The team won’t debut until next season, but KJR holds the rights to Kraken games. It’s a nice change, seeing as the station hasn’t been the home of a team in one of the four major American sports leagues for quite some time.
“We’re a pretty unique station,” said Furness. “We lost the Washington Huskies five years ago, we got them back this year, and were the Sonics flagship up through 05-06 season. Besides Husky football and basketball, we haven’t had a property. I don’t think there’s any station in the country that has gone as long as we have without having a property, and not only survive, but thrive. We have really good talent that learns how to adapt.”
A new team and new rights is exciting, but don’t expect KJR to flip its content to something that would resemble a station in a hockey crazy town like Toronto. KJR knows the Seahawks are still No. 1, No. 2 and even No. 3 in terms of importance in Seattle. But there is a scenario that exists where the Kraken could emerge as the next option in town. Four playoff appearances in 44 years has left the fans growing tired of the Mariners yearly antics and Husky football will always play second fiddle to the Seahawks in the fall. The Kraken will have the unique opportunity to have the stage all to itself in a market that’s craving winter sports. If that happens, KJR could benefit greatly from a Vegas or Nashville-like hockey boom.

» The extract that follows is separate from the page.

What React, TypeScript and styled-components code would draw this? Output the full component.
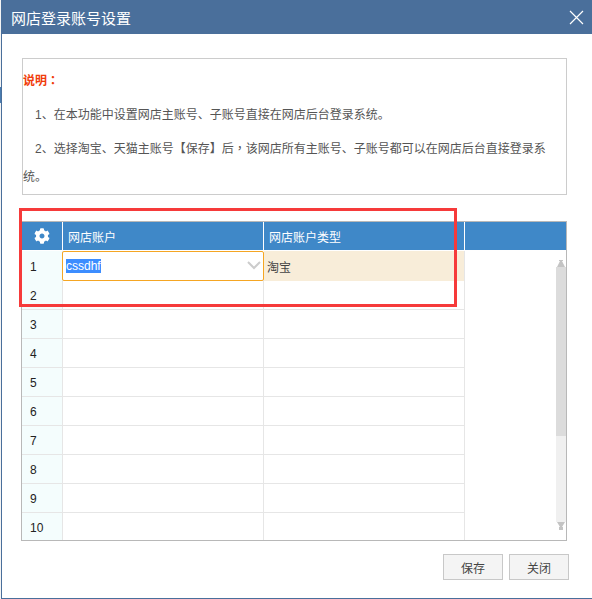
import React from "react";
import styled, { createGlobalStyle } from "styled-components";
import { FaCog } from "react-icons/fa";

const Global = createGlobalStyle`
  html {
    height: 100%;
    background: linear-gradient(#f4f4f4 87px, #4a7cb0 87px, #4a7cb0 103px, #f4f4f4 103px) no-repeat;
  }
  body {
    margin: 0;
    padding: 0;
    font-family: "Liberation Sans", "Noto Sans CJK SC", sans-serif;
    font-size: 12px;
  }
  * { box-sizing: border-box; }
`;

const Dialog = styled.div`
  position: relative;
  width: 591px;
  height: 599px;
  margin-left: 1px;
  border-left: 1px solid #4a6f9b;
  border-bottom: 1px solid #4a6f9b;
  background: #fff;
  display: flex;
  flex-direction: column;
`;

const TitleBar = styled.div`
  height: 34px;
  background: #4a6f9b;
  color: #fff;
  display: flex;
  align-items: center;
  justify-content: space-between;
  padding: 0 8px 0 9px;
  font-size: 15px;
`;

const CloseIcon = styled.svg`
  width: 15px;
  height: 15px;
  stroke: #fff;
  stroke-width: 1.2;
  fill: none;
`;

const Body = styled.div`
  flex: 1;
  display: flex;
  flex-direction: column;
  padding: 24px 25px 0 19px;
`;

const Notice = styled.div`
  height: 137px;
  margin: 0 0 26px 1px;
  border: 1px solid #ccc;
  color: #555;
  font-size: 12px;
  line-height: 28px;
  padding-top: 8px;
`;

const NoticeTitle = styled.div`
  color: #f03c0a;
  font-weight: 700;
  margin-bottom: 6px;
`;

const NoticeLine = styled.div`
  text-indent: 12px;
  margin-bottom: 6px;
`;

const CenteredPunct = styled.span`
  font-family: "Noto Sans CJK TC", sans-serif;
  line-height: 0;
`;

const Grid = styled.div`
  position: relative;
  height: 320px;
  border: 1px solid #b8b8b8;
  overflow: hidden;
`;

const HeaderRow = styled.div`
  display: grid;
  grid-template-columns: 41px 201px 201px 1fr;
  height: 28px;
  background: #3f88c8;
  color: #fff;
`;

const HeaderCell = styled.div`
  display: flex;
  align-items: center;
  padding-left: 5px;
  border-right: 1px solid #fff;
  &:last-child { border-right: 0; }
`;

const GearCell = styled(HeaderCell)`
  justify-content: center;
  padding: 0;
  font-size: 16px;
`;

const Row = styled.div<{ $first?: boolean }>`
  display: grid;
  grid-template-columns: 41px 201px 201px;
  height: ${(p) => (p.$first ? "30px" : "29px")};
  margin-top: ${(p) => (p.$first ? "1px" : "0")};
  width: 443px;
  border-bottom: 1px solid #e6e6e6;
`;

const NumCell = styled.div`
  display: flex;
  align-items: center;
  padding: 2px 0 0 8px;
  background: #f4fdfd;
  border-right: 1px solid #e6e6e6;
  color: #222;
  font-size: 12px;
`;

const Cell = styled.div<{ $tint?: boolean }>`
  display: flex;
  align-items: center;
  padding-left: 3px;
  border-right: 1px solid #e6e6e6;
  background: ${(p) => (p.$tint ? "#f8edd9" : "#fff")};
  color: #444;
`;

const EditorCell = styled.div`
  position: relative;
  z-index: 1;
  display: flex;
  align-items: center;
  justify-content: space-between;
  height: 30px;
  width: 202px;
  margin-left: -1px;
  padding: 0 2px 0 3px;
  border: 1px solid #f5a623;
  border-radius: 2px;
  background: #fff;
`;

const Selected = styled.span`
  background: #3c8dff;
  color: #fff;
  font-size: 12px;
  line-height: 14px;
`;

const Chevron = styled.svg`
  width: 14px;
  height: 9px;
  stroke: #ccc;
  stroke-width: 2;
  fill: none;
  margin-bottom: 1px;
`;

const Scrollbar = styled.div`
  position: absolute;
  top: 37px;
  right: 0;
  bottom: 10px;
  width: 10px;
  display: flex;
  flex-direction: column;
  background: #f0f0f0;
`;

const ScrollCap = styled.svg`
  width: 10px;
  height: 8px;
  fill: #c4c4c4;
  background: #fff;
  flex: none;
`;

const ScrollThumb = styled.div`
  height: 169px;
  background: #dcdcdc;
`;

const ScrollSpace = styled.div`
  flex: 1;
`;

const Footer = styled.div`
  display: flex;
  justify-content: flex-end;
  gap: 6px;
  margin: 13px -2px 0 0;
`;

const Button = styled.button`
  width: 60px;
  height: 26px;
  padding: 0;
  border: 1px solid #c8c8c8;
  background: #f4f4f4;
  color: #444;
  font: 12px "Liberation Sans", "Noto Sans CJK SC", sans-serif;
`;

const Highlight = styled.div`
  position: absolute;
  z-index: 2;
  left: 17px;
  top: 208px;
  width: 438px;
  height: 99px;
  border: 3px solid #f63a3a;
  pointer-events: none;
`;

export default function App() {
  const rows = [2, 3, 4, 5, 6, 7, 8, 9, 10];
  return (
    <>
      <Global />
      <Dialog>
        <TitleBar>
          <span>网店登录账号设置</span>
          <CloseIcon viewBox="0 0 15 15">
            <path d="M1 1 L14 14 M14 1 L1 14" />
          </CloseIcon>
        </TitleBar>
        <Body>
          <Notice>
            <NoticeTitle>说明<CenteredPunct>：</CenteredPunct></NoticeTitle>
            <NoticeLine>1、在本功能中设置网店主账号、子账号直接在网店后台登录系统。</NoticeLine>
            <NoticeLine>
              2、选择淘宝、天猫主账号【保存】后<CenteredPunct>，</CenteredPunct>该网店所有主账号、子账号都可以在网店后台直接登录系<br />统。
            </NoticeLine>
          </Notice>
          <Grid>
            <HeaderRow>
              <GearCell><FaCog /></GearCell>
              <HeaderCell>网店账户</HeaderCell>
              <HeaderCell>网店账户类型</HeaderCell>
              <HeaderCell />
            </HeaderRow>
            <Row $first>
              <NumCell>1</NumCell>
              <EditorCell>
                <Selected>cssdhf</Selected>
                <Chevron viewBox="0 0 14 9"><path d="M1 1 L7 7 L13 1" /></Chevron>
              </EditorCell>
              <Cell $tint>淘宝</Cell>
            </Row>
            {rows.map((n) => (
              <Row key={n}>
                <NumCell>{n}</NumCell>
                <Cell />
                <Cell />
              </Row>
            ))}
            <Scrollbar>
              <ScrollCap viewBox="0 0 10 8"><path d="M3 1 H7 V2 H6 L9 8 H1 L4 2 H3 Z" /></ScrollCap>
              <ScrollThumb />
              <ScrollSpace />
              <ScrollCap viewBox="0 0 10 8"><path d="M1 0 H9 L6 5 H7 V8 H3 V5 H4 Z" /></ScrollCap>
            </Scrollbar>
          </Grid>
          <Footer>
            <Button>保存</Button>
            <Button>关闭</Button>
          </Footer>
        </Body>
        <Highlight />
      </Dialog>
    </>
  );
}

“I think they have a chance to tap into the fandom of Mariners fans,” said Jason Puckett, host at KJR. ”However, baseball fans are baseball fans, that won’t ever change. They could change on how they spend their money. I don’t think they can ever reach the fandom of Husky football. That product is an institution that has been fostered over generations. The popularity of hockey I think we’ll depend on how much they find early success. They need to immediately hook the fans so they can build on that momentum. But, they will obviously have a grace period to develop that success and passion.”
“We’re starving for winter sports here,” said Furness. “The NBA stole the Sonics from us 12 years ago and we’ve had this big, huge gap from the end of the Seahawks season to the start of the Mariners season. Then, by the time they fall on their face in April, it’s the start of college football and the NFL again. They’re going to fill a nice gap here.”
Hockey isn’t the easiest sport to learn in a short amount of time. Especially if you don’t have a prior knowledge of the sport. Luckily for KJR, the station has hosts that either have worked in the sport, or have made a concerted effort to speed up their knowledge as much as possible.
“I’m probably unique, because I’ve worked in hockey off and on for 30 years,” said Furness. “I’m different than most hosts, in the sense that I have a hockey base of knowledge. I did around 1000 games of play-by-play at the minor-league level. I think as a station, every one of our shows has had a hockey presence on and has done a good job learning it.”
Seattle is very underrated when it comes to cities with an extensive knowledge of hockey. No, it hasn’t had an NHL team, but the city does have a minor league presence that features very popular teams. It won’t be surprising to any of the locals if the Kraken really catch on in Seattle. But regardless of what happens, KJR will roll with the punches that come its way. They’re able to do that because of the versatility with the staff.
“We have really good talent that learns how to adapt,” Furness said. “Yeah, we talk Seahawks all the time, but we can talk about other things and have a good knowledge of it. Our morning show is probably the best baseball show in town. Jason Puckett is easily the most knowledgeable when it comes to the NBA. (Dave Mahler) Softy is Mr. college football and college everything. I think I fall somewhere in between with all that. All of us have done hockey content, with guests and segments. For us it won’t be that hard and it’s not like it’s going to dominate.”
“We’re not gonna be talking to a fan base in Toronto (laughs). We don’t have to be breaking down the ice time and the right hand shot on the power-play, or anything like that. A year ago I would’ve told you were in pure panic mode right now and we would’ve all been hoping we can keep our jobs, but we’re thriving. We’ve done a nice job.”